In this framework, what a representation refers to and what kind of representation it is are distinct (Caramazza, Hillis, Rapp, & Romani, 1990). A concept can refer to a perceivable thing, but the concept square is distinct from the sensory representation square. The content of the former refers to a wider range of things and participates in certain kinds of cognitive operations that the latter, by virtue of being specific, cannot—and vice versa (Jackendoff, 1987; Smith & Medin, 1981). Importantly, both sensory-motor and conceptual representations can be retrieved from memory. This is the key difference between our approach, which characterizes representations by virtue of properties such as generality, and approaches that characterize representations by the way they are accessed (e.g., retrieved from memory vs. encoded bottom-up as a percept). Because memory retrieval can engage either kind of representation—sensory and conceptual—as we define here, it is essential to apply additional criteria to distinguish them.

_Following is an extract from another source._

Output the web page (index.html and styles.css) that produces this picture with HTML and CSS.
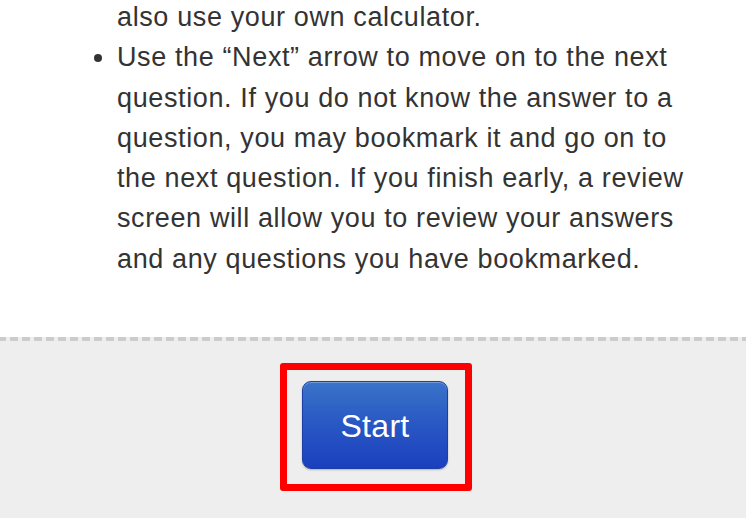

Another distinct property between conceptual and sensory-motor representations is that the acquisition and use of the latter is strictly tied to the operation of a specific sensory channel. Without vision, one cannot acquire the representations necessary to match different views of a couch. But one can understand the meanings of the word couch and determine its synonyms: a cardinal ability enabled by semantics (Chierchia, 2006). This is the ability that allows the blind to wield rich concepts, even those about vision—such as shiny or bright—of which they have no sensory experience (Koster-Hale, Bedny, & Saxe, 2014; Landau & Gleitman, 1988; Shepard & Cooper, 1992). Thus, one can separate conceptual from sensory aspects of knowledge by looking at populations where the sensory component is not available—as in the case of concepts in the blind. Following similar logic, in populations with normal sensory experience, one can use concepts that do not refer to specific sensory qualities (less like square and more like beauty or gravity) to tease apart these types of representation.
In sum, the extent of generalization and tolerance to absence of sensory experience are two criteria, either of which one can use to tease apart sensory-motor from conceptual representations. In section 4, we show examples of how this can be achieved with fMRI.
Versions of embodiment: what is really at stake?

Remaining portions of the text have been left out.